Cynics feel that FASB doesn't have a home for a lot of things they want to do, so they've created this new and sure-to-be-confusing line in the accounts. FASB has even proposed a statement of comprehensive income per share, which is guaranteed to trigger corporate protest, if only because of the difficulties of explaining what it means to shareholders. At a public meeting in mid-April, FASB representatives were asked by an academic to define the conceptual doctrine separating comprehensive and regular income. The representatives said FASB hadn't tackled that issue because it was in too much of a hurry.

Full Court Press

Haste certainly has marked FASB's deliberations. "In the past when FASB came up with proposals for derivatives accounting," says one CFO who follows the accounting scene, "they'd share their ideas informally with people. And there were always so many problems that they'd go back to the drawing board again and again. The feeling this time was: 'We're not going to be beaten back, in the hope of some dream of a better answer. This exposure draft is going to see the light of day, and after a little tweaking will become a standard-no matter what.'"

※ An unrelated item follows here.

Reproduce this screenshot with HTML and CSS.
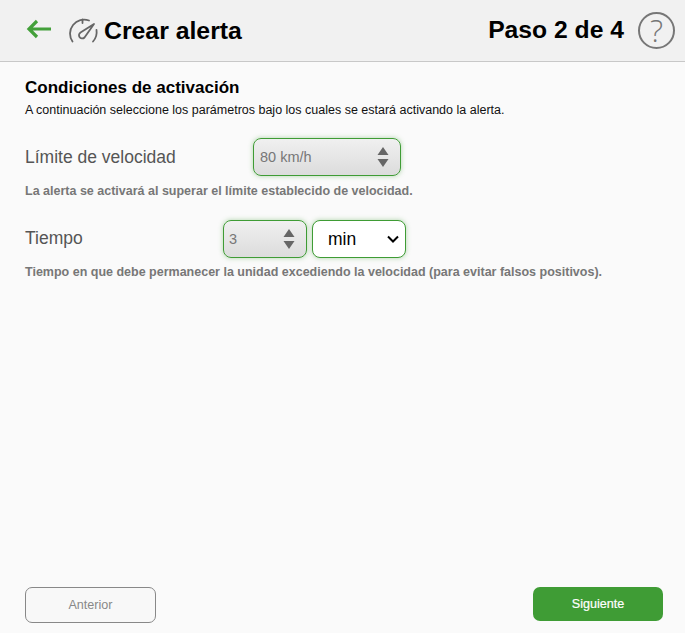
FILE: index.html
```html
<!DOCTYPE html>
<html lang="es">
<head>
<meta charset="utf-8">
<title>Crear alerta</title>
<link rel="stylesheet" href="styles.css">
</head>
<body>
<div class="page">
  <header class="header">
    <svg class="back" width="26" height="20" viewBox="0 0 26 20"><path d="M11 2 3 10l8 8M3 10h22" fill="none" stroke="#43a03a" stroke-width="3.2"/></svg>
    <svg class="gauge" width="32" height="26" viewBox="0 0 32 26"><g fill="none" stroke="#666" stroke-width="1.8" stroke-linecap="round"><path d="M5.500 23.500A14 14 0 0 1 22 2.500"/><path d="M29.500 12A14 14 0 0 1 26 23.500"/><path d="M15.500 1.500v3.500"/><path d="M27 6 17.500 19.500C16 21 13.500 20.500 12.500 19 11.500 17.500 12 15.500 13.500 14.500Z" stroke-linejoin="round"/></g></svg>
    <h1 class="title">Crear alerta</h1>
    <div class="step">Paso 2 de 4</div>
    <div class="help">?</div>
  </header>
  <main class="content">
    <h2 class="section-title">Condiciones de activación</h2>
    <p class="section-sub">A continuación seleccione los parámetros bajo los cuales se estará activando la alerta.</p>
    <div class="row row-speed">
      <span class="label label-speed">Límite de velocidad</span>
      <div class="field field-speed">
        <span>80 km/h</span>
        <svg class="spin" width="12" height="20" viewBox="0 0 12 20"><path d="M6 0l5.500 8H.5zM.5 12h11L6 20z" fill="#666"/></svg>
      </div>
    </div>
    <p class="hint hint-speed">La alerta se activará al superar el límite establecido de velocidad.</p>
    <div class="row row-time">
      <span class="label label-time">Tiempo</span>
      <div class="field field-time">
        <span>3</span>
        <svg class="spin" width="12" height="20" viewBox="0 0 12 20"><path d="M6 0l5.500 8H.5zM.5 12h11L6 20z" fill="#666"/></svg>
      </div>
      <select class="unit"><option>min</option><option>h</option></select>
    </div>
    <p class="hint">Tiempo en que debe permanecer la unidad excediendo la velocidad (para evitar falsos positivos).</p>
  </main>
  <footer class="footer">
    <button class="btn btn-prev">Anterior</button>
    <button class="btn btn-next">Siguiente</button>
  </footer>
</div>
</body>
</html>
```
FILE: styles.css
```css
html, body { margin: 0; padding: 0; height: 100%; }
body { background: #fafafa; font-family: "Liberation Sans", Arial, sans-serif; color: #000; overflow: hidden; }
.page { height: 633px; display: flex; flex-direction: column; }
.header { height: 61px; background: #f1f1f1; border-bottom: 1px solid #c8c8c8; display: flex; align-items: center; padding: 0 10px 0 26px; flex: none; }
.back { margin-right: 15px; margin-top: -3px; }
.gauge { margin-right: 5px; margin-top: 1px; }
.title { font-size: 24.8px; font-weight: 700; margin: 0; flex: 1; }
.step { font-size: 24.7px; font-weight: 700; margin-right: 14px; margin-top: -1px; }
.help { width: 33px; height: 33px; border: 2px solid #777; border-radius: 50%; color: #777; font-family: "Open Sans", sans-serif; font-size: 31px; font-weight: 300; line-height: 33px; text-align: center; }
.content { flex: 1; padding: 16px 25px 0; }
.section-title { font-size: 17px; font-weight: 700; margin: 0; line-height: 20px; }
.section-sub { font-size: 12.5px; margin: 4px 0 0; line-height: 16px; color: #111; }
.row { display: flex; align-items: center; }
.row-speed { margin-top: 20px; }
.row-time { margin-top: 21px; }
.label { font-size: 17.5px; color: #555; }
.label-speed { width: 228px; }
.label-time { width: 198px; padding-bottom: 2px; }
.field, .unit { height: 38px; box-sizing: border-box; border: 1px solid #3f9c35; border-radius: 8px; box-shadow: 0 0 5px rgba(63,156,53,.4); }
.field { display: flex; align-items: center; justify-content: space-between; background: linear-gradient(#f0f0f0, #dcdcdc); color: #777; font-size: 14.5px; }
.field-speed { width: 148px; padding: 0 11px 0 6px; }
.field-time { width: 84px; padding: 0 11px 0 5px; }
.unit { width: 94px; margin-left: 5px; appearance: none; background: #fff url("data:image/svg+xml,%3Csvg xmlns='http://www.w3.org/2000/svg' width='14' height='8' viewBox='0 0 14 8'%3E%3Cpath d='M2 1.500 7 6.500l5-5' fill='none' stroke='%23000' stroke-width='2'/%3E%3C/svg%3E") no-repeat right 5px center; font-family: inherit; font-size: 17.5px; color: #000; padding: 0 0 0 15px; outline: none; }
.hint { font-size: 12.5px; font-weight: 700; color: #777; margin: 0; line-height: 16px; }
.hint-speed { margin-top: 7px; }
.row-time + .hint { margin-top: 6px; }
.footer { display: flex; justify-content: space-between; padding: 0 22px 10px 25px; flex: none; }
.btn { width: 131px; height: 36px; border-radius: 7px; font-family: inherit; font-size: 12.6px; box-sizing: border-box; padding: 0; }
.btn-prev { background: #f8f8f8; border: 1px solid #888; color: #888; }
.btn-next { width: 130px; height: 34px; background: #3f9c35; border: 0; color: #fff; font-weight: 400; margin-bottom: 2px; -webkit-text-stroke: .2px #fff; }
```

Some authorities feel that this plan, which passed by a five-to-two vote among the mandarins of Stamford, isn't as bad as some of their earlier ideas and represents a forward step that may be the best possible compromise. "This is more likely to gain acceptance than anything FASB has proposed recently," says Jim Johnson, partner at Deloitte Touche. "It will add flexibility in certain areas. For example, you can select the risk you want to cover, interest risk, or currency, without an overall enterprise test to see if derivatives are risk reducing. So this is a more modern-day view of risk management. There is definitely stuff to like here."